Most important, though, is to keep in mind methadone is not a cure.

By all accounts, patients on methadone who are suddenly left without treatment might have trouble fighting their cravings and are at risk of returning to their old ways, causing harm to themselves — and potentially to other — in the process.

As the Second Chance Recovery clinic’s executive director Bill Leslie told the Sun, “of those 500 people, a percentage are going to make really stupid decisions.

“People who want a fix do not make intelligent decisions.”

So as the clinic’s clients are left to their own devices to beat their drug addiction, it will leave all manner of other people at risk, too.

Any business or medical facility that carries opiates in their inventory is a prime target for addicts unable to kick their habit.

The ensuing social chaos and criminal activity will mean extra work for police officers, EMS technicians and medical staff at clinics and hospital emergency rooms.

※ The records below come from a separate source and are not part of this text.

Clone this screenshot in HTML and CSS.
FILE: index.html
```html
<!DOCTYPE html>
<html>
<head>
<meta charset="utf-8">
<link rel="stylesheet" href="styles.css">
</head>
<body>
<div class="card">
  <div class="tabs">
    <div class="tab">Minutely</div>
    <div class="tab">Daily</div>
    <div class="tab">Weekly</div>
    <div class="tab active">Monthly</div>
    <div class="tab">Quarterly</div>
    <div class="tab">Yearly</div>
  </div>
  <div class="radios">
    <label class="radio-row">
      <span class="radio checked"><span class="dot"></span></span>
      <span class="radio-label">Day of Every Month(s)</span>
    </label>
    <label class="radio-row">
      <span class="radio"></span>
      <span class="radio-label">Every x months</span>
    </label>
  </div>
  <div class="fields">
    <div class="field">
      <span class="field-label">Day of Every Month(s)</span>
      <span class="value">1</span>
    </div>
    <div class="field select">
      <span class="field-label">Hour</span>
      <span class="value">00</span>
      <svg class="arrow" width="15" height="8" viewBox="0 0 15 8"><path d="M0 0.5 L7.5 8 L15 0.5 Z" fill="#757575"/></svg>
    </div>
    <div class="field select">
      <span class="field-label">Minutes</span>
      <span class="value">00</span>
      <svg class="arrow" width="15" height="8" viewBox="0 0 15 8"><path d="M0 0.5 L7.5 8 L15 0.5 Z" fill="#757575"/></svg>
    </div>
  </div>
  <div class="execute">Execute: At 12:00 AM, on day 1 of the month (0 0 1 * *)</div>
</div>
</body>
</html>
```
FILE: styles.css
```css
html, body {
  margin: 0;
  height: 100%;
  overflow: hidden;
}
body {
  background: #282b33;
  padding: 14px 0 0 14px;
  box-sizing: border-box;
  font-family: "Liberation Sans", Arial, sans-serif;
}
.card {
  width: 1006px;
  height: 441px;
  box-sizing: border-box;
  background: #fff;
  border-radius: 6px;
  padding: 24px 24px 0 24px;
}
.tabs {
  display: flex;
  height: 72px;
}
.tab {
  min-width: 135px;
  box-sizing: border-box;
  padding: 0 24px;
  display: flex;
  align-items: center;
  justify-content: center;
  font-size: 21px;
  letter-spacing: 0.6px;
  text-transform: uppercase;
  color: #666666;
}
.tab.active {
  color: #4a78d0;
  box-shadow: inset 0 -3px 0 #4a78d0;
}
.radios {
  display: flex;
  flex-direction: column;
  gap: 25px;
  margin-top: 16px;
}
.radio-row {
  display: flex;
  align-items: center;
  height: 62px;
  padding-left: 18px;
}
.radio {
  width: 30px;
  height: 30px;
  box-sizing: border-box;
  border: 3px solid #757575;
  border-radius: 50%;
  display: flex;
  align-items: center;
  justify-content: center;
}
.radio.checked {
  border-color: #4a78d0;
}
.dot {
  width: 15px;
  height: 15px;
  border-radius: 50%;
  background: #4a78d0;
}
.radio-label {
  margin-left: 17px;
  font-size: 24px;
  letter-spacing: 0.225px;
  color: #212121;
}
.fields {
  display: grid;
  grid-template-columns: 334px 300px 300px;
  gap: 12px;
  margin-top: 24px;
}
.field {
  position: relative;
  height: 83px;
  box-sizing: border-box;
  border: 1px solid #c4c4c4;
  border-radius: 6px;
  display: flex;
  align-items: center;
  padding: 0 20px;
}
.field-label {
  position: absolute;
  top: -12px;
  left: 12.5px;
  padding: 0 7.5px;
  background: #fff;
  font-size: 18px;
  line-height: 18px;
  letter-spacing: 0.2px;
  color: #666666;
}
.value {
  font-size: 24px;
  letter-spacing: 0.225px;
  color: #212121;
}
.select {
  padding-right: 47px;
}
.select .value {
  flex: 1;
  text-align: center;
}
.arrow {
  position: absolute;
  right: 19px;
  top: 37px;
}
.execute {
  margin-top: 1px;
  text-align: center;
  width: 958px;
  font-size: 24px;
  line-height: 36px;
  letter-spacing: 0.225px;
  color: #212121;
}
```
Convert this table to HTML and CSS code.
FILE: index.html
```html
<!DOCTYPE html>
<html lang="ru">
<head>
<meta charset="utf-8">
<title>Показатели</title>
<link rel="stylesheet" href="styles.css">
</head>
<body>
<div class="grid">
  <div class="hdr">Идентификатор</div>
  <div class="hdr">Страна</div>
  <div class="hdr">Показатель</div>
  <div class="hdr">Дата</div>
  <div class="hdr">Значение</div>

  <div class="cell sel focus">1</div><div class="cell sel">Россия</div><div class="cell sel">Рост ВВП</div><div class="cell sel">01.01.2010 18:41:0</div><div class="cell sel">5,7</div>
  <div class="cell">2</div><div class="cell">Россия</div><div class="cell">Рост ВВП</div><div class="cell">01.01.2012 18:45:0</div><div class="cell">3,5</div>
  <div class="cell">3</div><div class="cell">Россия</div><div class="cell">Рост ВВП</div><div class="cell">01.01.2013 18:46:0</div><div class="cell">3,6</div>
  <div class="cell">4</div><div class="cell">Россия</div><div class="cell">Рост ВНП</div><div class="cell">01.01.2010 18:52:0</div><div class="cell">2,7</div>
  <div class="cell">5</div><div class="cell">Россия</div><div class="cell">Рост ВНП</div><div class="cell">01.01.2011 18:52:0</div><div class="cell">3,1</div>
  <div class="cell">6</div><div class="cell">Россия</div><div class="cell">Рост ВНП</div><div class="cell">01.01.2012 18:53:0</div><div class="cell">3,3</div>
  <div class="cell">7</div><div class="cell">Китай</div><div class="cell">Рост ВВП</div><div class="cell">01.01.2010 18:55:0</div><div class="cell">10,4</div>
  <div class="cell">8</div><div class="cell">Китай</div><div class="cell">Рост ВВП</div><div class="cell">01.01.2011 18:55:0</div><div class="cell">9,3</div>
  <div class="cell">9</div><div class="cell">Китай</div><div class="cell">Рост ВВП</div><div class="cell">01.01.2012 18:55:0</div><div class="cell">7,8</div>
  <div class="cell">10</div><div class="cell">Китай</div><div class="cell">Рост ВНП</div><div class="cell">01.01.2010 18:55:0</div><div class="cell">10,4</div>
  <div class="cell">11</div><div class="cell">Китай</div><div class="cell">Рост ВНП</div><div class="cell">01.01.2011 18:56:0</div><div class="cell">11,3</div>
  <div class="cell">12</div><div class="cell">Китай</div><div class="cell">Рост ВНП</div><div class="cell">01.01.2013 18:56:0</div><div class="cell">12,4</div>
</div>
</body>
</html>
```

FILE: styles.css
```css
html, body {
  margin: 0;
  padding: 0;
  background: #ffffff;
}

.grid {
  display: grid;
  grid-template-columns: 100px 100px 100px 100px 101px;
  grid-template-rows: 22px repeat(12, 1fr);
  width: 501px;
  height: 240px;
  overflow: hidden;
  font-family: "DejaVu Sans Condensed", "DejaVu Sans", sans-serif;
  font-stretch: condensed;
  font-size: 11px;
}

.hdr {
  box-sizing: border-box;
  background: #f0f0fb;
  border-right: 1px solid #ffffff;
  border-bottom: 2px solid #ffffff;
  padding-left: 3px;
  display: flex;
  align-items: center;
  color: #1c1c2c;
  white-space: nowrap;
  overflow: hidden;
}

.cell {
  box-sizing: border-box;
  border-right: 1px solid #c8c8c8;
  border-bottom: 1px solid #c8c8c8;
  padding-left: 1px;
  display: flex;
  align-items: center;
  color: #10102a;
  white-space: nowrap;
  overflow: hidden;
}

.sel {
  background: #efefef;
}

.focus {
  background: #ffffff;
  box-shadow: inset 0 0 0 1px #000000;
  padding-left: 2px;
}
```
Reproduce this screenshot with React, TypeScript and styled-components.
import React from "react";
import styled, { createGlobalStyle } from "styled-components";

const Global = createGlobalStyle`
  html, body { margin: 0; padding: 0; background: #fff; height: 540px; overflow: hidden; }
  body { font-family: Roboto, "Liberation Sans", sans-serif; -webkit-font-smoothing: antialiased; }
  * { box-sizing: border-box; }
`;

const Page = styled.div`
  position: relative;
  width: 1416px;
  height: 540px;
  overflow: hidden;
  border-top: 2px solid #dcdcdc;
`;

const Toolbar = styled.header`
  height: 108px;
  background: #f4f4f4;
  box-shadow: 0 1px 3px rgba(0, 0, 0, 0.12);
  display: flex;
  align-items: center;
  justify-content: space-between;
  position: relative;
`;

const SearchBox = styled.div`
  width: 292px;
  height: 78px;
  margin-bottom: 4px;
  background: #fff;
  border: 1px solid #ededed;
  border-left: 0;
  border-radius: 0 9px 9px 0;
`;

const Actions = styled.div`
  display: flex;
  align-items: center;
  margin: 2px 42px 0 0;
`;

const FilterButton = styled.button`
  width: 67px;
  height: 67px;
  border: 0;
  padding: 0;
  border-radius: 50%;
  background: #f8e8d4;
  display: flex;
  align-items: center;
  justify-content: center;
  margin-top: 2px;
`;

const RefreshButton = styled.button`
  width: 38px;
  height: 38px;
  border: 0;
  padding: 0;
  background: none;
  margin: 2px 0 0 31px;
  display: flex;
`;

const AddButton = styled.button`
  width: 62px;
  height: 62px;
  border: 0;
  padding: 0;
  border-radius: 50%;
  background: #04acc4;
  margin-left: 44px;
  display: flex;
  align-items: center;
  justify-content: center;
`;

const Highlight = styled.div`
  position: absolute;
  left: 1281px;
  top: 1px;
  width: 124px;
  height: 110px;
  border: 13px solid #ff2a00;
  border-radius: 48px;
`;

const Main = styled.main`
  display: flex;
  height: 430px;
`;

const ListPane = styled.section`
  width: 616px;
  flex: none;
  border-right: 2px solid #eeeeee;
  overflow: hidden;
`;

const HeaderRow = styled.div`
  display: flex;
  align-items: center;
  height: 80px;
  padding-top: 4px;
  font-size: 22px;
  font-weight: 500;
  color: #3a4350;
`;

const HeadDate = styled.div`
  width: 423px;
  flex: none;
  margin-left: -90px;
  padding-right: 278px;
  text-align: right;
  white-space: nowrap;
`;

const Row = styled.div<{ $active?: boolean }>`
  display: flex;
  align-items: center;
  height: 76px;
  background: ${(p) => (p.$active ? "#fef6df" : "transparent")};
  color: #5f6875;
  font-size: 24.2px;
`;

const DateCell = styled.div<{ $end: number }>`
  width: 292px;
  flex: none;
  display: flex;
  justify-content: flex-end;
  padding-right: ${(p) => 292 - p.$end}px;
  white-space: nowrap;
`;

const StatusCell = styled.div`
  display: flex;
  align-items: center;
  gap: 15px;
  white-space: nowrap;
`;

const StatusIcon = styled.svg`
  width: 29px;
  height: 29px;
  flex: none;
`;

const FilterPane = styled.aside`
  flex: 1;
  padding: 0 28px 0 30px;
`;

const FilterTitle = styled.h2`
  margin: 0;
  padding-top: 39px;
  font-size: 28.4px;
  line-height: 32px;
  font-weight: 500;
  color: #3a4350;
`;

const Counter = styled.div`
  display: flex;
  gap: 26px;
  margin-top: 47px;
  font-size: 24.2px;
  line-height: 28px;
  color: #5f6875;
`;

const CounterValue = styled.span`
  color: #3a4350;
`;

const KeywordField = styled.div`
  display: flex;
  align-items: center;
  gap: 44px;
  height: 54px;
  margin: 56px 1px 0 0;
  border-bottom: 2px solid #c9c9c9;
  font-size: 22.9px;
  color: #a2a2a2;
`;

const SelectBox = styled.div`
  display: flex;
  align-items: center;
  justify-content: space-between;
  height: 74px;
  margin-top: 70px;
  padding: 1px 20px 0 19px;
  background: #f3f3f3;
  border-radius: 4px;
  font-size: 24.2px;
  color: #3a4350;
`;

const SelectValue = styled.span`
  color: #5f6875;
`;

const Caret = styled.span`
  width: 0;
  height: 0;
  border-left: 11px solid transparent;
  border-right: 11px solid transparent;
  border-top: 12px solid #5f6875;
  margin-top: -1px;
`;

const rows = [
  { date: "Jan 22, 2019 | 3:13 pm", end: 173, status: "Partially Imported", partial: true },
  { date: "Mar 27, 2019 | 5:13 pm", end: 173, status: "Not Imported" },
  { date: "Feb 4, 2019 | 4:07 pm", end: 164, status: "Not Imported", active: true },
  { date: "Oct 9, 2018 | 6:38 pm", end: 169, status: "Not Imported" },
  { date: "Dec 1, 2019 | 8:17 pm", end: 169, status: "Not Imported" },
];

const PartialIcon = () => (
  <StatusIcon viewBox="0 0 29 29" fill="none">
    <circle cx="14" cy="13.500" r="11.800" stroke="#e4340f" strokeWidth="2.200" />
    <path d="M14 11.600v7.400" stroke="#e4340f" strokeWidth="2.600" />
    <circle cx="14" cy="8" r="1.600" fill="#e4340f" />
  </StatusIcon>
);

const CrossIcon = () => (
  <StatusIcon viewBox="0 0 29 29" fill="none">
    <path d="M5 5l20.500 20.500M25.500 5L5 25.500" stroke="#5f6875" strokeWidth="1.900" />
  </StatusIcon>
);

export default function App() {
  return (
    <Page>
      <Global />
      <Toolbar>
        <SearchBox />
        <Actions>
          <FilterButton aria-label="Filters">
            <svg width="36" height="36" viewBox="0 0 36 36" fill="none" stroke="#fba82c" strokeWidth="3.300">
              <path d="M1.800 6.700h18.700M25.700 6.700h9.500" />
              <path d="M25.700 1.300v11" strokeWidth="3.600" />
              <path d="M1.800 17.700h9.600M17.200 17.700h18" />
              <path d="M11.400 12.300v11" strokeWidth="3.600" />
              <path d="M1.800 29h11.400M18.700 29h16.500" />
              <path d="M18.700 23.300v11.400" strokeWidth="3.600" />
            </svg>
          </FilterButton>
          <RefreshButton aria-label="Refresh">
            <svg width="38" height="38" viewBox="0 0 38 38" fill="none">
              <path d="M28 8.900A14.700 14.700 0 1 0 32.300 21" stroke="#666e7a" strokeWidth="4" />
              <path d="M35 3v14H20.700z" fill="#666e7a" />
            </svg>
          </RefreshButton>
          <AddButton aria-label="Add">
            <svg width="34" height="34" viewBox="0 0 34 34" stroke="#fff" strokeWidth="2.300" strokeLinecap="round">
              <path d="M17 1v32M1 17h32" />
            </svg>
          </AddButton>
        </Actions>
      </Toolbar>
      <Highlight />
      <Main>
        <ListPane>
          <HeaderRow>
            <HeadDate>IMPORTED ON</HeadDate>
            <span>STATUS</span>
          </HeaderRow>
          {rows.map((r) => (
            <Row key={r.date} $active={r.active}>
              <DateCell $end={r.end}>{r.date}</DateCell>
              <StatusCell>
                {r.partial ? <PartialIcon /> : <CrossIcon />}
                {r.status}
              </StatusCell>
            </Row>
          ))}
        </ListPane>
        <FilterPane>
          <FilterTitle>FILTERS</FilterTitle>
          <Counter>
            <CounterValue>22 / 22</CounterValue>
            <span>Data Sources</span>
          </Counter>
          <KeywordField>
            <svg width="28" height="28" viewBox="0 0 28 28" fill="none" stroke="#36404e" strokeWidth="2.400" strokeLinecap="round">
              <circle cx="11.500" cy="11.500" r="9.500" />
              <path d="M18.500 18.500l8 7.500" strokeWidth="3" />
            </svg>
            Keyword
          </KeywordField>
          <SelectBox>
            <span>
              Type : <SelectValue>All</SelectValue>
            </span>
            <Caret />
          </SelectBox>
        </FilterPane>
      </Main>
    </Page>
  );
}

Because it appears nobody wants to become a new neighbour of the Second Chance clinic, this entire debacle could be resolved with the waiving the $130,000 cost of a simple zoning change — a cost the clinic’s landlord can’t bear — allowing it to remain in its current home in the Greenview industrial area in the city’s northeast.

It might seems like a lot of money, but it’s really a pittance compared with the millions of dollars demanded by the city to bolster the number of police officers on our streets.

For those still not convinced, the clinic’s current location would soothe Calgarians’ apparent discomfort with regard to methadone clinics.

In keeping with our habit of shoving social services into out-of-sight, out-of-mind locations, the middle of an industrial area seems like a perfect fit for a Calgary methadone clinic.

It’s a shame we are showing such callousness toward people who are actively seeking to rid themselves of their chemical dependence, doing what they can to improve their lives — and indirectly improving the well-being of the city as a whole.

Give this methadone clinic a second chance.